◆ **Problem**
Pick every line with "components" from the material below.

◆ **Dataset excerpt**
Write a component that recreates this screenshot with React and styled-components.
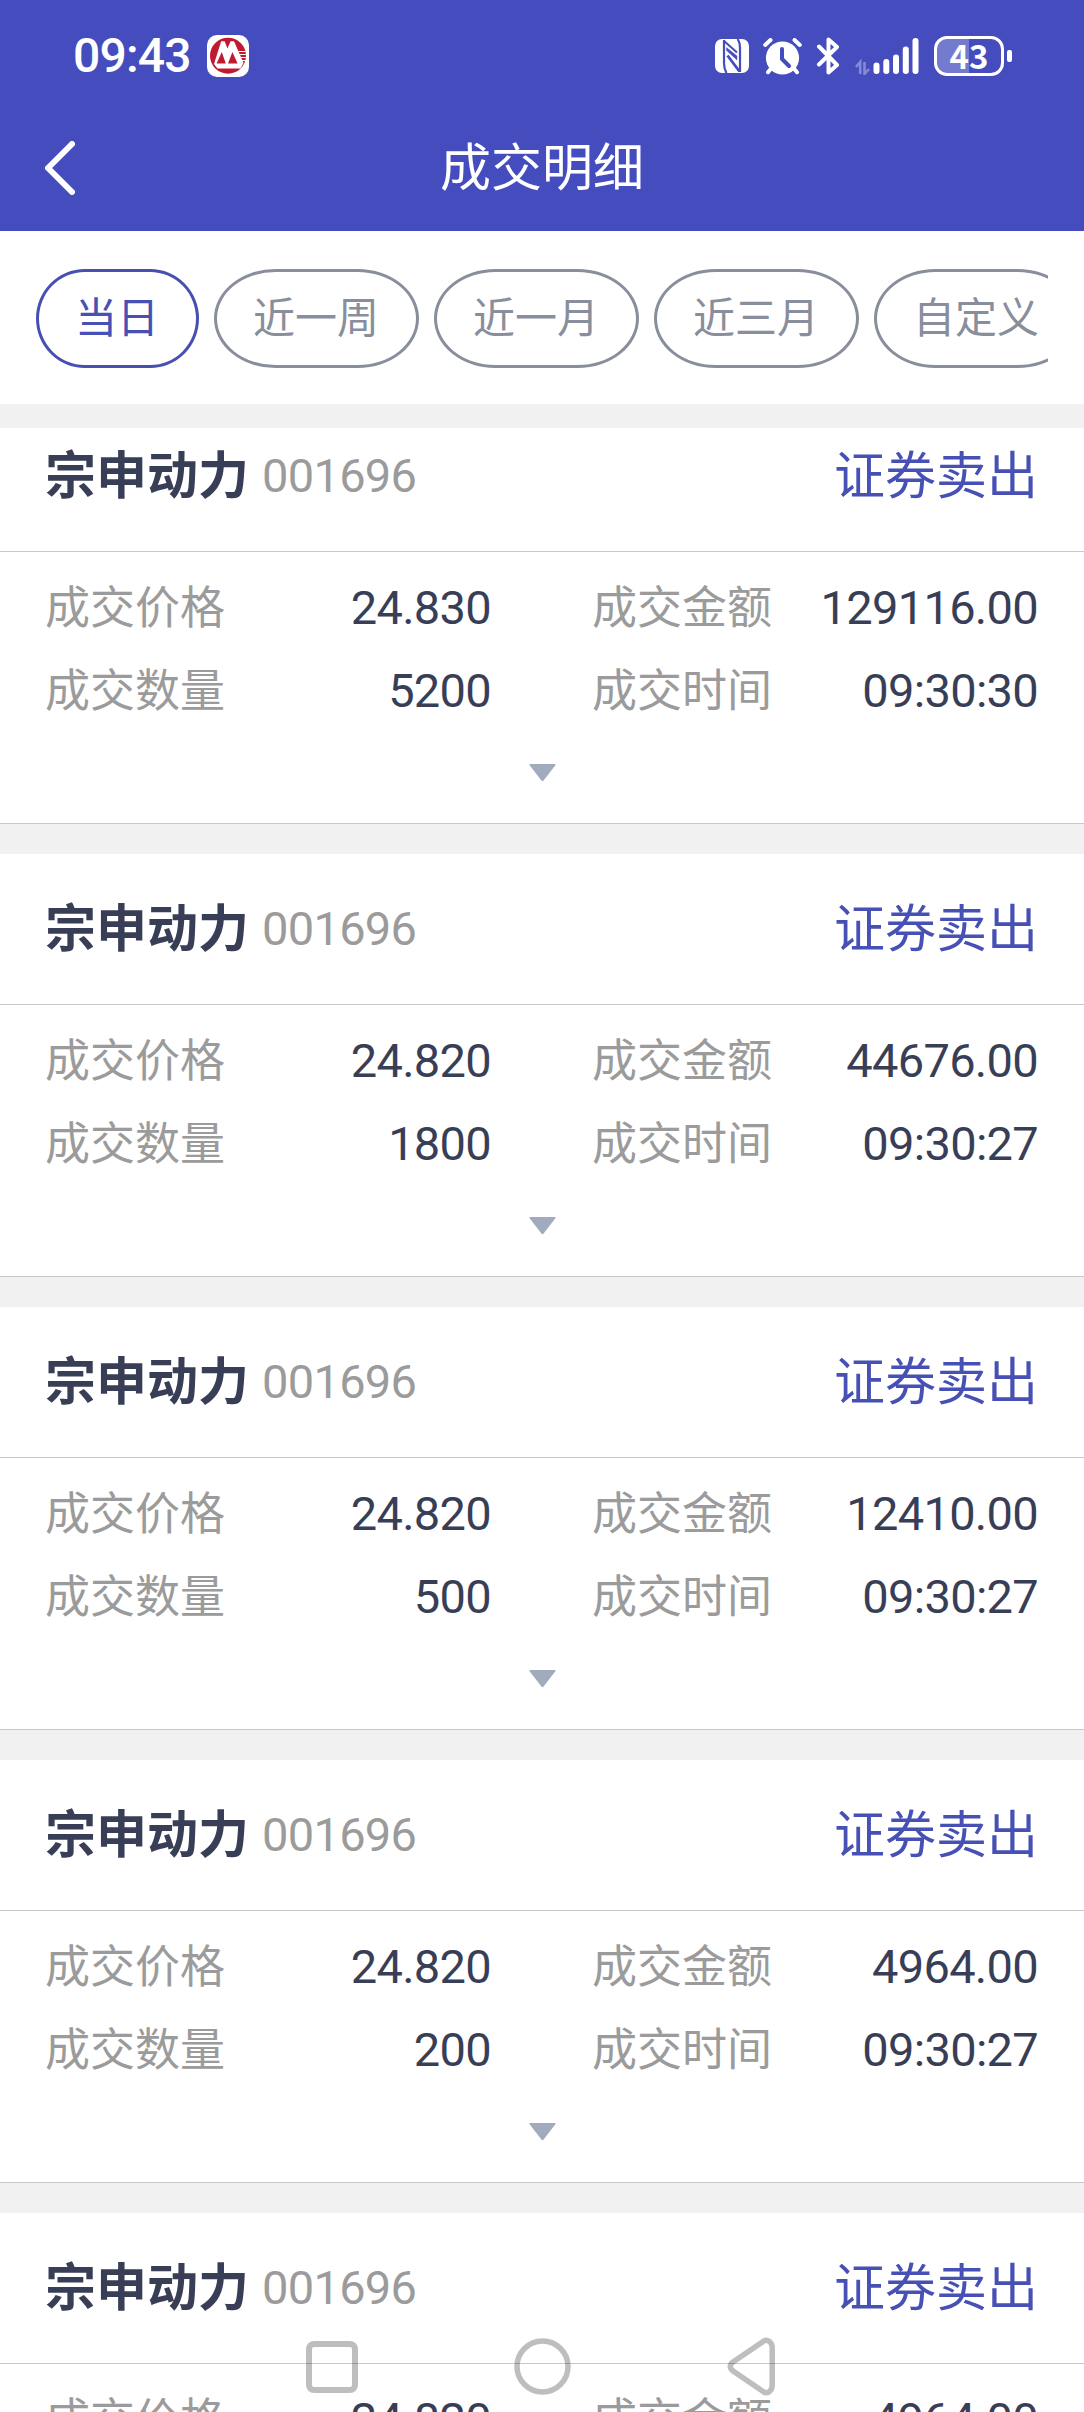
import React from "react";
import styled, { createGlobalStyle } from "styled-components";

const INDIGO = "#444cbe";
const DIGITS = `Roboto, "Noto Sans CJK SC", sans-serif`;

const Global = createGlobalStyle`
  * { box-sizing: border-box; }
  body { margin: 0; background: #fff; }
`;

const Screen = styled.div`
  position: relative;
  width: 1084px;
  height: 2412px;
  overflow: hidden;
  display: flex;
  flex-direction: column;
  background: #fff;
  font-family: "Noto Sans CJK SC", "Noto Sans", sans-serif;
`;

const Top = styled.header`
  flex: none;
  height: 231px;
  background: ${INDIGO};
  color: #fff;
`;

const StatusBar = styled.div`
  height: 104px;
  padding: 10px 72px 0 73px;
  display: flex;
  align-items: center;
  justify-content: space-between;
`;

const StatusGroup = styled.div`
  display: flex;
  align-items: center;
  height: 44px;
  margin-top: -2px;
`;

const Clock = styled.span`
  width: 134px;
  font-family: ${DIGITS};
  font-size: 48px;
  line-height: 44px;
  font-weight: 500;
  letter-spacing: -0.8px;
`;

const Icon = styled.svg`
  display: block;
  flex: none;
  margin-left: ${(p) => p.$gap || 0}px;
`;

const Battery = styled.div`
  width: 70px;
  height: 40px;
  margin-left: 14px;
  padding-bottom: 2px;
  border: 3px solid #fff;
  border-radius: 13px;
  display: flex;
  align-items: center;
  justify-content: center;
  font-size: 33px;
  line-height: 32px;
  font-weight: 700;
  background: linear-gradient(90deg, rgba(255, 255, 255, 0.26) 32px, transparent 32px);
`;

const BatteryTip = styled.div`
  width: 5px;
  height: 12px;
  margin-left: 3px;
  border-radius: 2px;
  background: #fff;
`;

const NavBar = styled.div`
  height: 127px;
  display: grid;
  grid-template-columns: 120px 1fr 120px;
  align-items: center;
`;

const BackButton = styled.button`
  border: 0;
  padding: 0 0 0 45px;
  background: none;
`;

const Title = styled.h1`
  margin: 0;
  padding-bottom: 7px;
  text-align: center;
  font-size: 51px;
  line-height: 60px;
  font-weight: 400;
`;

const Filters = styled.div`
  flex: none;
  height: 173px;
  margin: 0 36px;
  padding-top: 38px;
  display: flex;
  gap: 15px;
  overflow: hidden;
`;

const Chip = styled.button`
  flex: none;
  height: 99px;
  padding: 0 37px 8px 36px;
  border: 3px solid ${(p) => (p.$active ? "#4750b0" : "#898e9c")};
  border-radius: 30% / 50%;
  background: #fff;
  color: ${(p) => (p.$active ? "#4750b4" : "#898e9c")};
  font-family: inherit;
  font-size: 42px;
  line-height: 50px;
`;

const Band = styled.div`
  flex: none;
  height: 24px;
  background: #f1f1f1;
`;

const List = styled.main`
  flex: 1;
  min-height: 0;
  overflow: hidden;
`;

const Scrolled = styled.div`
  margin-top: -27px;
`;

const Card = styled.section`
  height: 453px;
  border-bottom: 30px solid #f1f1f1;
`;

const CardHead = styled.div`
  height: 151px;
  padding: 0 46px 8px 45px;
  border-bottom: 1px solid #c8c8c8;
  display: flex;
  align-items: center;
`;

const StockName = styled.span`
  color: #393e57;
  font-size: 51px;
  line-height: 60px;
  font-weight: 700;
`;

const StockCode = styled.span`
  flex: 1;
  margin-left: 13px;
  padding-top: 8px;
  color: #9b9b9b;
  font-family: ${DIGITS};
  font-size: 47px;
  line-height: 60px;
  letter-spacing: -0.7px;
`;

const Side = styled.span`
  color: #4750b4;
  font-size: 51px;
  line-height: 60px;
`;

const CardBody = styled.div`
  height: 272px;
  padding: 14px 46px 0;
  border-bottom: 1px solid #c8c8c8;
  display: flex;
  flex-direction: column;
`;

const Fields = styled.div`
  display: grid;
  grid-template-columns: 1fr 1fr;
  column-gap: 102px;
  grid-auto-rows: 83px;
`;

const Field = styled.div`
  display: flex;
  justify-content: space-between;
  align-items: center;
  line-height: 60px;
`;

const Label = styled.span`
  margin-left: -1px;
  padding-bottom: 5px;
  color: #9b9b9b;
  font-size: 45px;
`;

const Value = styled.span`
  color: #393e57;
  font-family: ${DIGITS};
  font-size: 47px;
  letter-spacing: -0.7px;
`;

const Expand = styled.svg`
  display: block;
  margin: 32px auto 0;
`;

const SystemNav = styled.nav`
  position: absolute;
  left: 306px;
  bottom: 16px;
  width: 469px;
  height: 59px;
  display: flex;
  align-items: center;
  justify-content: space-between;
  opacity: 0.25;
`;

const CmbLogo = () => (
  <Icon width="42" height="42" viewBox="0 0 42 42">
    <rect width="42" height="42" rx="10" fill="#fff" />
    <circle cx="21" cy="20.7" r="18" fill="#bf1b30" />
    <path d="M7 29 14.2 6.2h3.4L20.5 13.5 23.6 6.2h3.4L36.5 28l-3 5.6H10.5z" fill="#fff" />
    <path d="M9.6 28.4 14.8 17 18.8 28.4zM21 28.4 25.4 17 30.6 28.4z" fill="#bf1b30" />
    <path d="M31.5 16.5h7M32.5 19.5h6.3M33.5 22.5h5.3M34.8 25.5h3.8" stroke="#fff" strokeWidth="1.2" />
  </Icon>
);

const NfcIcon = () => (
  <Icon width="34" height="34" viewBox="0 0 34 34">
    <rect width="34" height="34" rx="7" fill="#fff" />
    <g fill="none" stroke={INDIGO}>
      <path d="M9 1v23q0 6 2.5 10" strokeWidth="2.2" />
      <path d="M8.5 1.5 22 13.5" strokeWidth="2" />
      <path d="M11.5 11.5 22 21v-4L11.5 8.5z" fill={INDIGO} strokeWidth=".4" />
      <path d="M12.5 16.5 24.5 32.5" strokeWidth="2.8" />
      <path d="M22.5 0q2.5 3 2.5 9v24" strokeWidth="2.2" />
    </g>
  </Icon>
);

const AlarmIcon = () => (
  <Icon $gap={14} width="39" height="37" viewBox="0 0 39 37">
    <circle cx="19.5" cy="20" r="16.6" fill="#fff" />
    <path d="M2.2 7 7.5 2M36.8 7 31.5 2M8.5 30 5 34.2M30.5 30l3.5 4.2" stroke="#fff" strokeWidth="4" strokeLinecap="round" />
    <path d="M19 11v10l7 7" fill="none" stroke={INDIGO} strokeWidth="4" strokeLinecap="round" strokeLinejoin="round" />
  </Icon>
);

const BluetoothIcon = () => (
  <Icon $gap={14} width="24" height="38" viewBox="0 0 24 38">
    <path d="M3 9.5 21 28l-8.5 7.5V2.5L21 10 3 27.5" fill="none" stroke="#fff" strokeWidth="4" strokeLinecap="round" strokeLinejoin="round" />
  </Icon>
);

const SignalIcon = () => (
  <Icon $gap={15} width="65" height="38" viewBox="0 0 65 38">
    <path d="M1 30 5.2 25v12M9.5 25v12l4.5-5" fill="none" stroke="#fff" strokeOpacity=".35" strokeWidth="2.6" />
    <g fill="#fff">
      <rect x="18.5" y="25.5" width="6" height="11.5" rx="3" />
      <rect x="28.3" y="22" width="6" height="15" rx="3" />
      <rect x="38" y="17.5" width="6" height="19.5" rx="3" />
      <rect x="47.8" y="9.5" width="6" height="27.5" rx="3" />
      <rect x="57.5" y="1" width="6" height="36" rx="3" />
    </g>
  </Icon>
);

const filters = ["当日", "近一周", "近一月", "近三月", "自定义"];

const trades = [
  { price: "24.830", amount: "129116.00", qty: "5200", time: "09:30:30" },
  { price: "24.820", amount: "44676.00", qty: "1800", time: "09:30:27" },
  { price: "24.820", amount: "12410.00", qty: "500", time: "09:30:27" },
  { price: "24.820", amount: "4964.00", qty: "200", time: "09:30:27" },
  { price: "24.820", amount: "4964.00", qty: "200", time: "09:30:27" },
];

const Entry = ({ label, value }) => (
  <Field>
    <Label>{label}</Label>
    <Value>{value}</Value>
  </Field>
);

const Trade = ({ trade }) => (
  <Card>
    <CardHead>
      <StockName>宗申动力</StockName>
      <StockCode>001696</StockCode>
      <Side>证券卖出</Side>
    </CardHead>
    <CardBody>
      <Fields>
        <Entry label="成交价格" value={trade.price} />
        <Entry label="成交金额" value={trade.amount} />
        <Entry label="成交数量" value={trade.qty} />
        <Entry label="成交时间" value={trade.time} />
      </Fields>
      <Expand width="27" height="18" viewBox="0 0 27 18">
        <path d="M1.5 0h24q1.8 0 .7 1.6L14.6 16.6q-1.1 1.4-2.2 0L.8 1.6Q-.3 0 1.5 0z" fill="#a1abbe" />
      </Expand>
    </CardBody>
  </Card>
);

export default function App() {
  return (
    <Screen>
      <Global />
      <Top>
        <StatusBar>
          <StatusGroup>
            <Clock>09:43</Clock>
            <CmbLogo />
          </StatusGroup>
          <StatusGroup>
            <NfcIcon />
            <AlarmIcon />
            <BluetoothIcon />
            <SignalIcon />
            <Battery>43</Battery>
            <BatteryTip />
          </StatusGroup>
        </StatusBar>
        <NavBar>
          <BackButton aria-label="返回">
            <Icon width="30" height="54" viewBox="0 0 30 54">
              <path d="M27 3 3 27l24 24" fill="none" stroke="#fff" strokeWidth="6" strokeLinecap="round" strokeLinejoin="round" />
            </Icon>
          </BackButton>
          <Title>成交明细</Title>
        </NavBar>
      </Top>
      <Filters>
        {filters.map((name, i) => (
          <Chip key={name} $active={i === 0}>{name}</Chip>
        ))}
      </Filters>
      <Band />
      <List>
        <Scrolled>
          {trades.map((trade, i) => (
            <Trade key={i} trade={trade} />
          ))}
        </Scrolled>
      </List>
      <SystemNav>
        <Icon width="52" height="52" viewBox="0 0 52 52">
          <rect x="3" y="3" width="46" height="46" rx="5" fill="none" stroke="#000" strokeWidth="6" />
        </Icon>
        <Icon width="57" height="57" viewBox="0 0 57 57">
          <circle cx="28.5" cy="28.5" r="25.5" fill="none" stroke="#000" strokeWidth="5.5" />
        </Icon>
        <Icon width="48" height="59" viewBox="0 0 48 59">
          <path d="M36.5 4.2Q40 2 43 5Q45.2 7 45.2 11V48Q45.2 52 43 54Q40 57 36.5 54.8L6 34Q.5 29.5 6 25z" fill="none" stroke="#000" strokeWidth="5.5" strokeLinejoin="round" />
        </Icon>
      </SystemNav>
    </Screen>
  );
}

◆ **Written answer**
Write a component that recreates this screenshot with React and styled-components.
import styled, { createGlobalStyle } from "styled-components";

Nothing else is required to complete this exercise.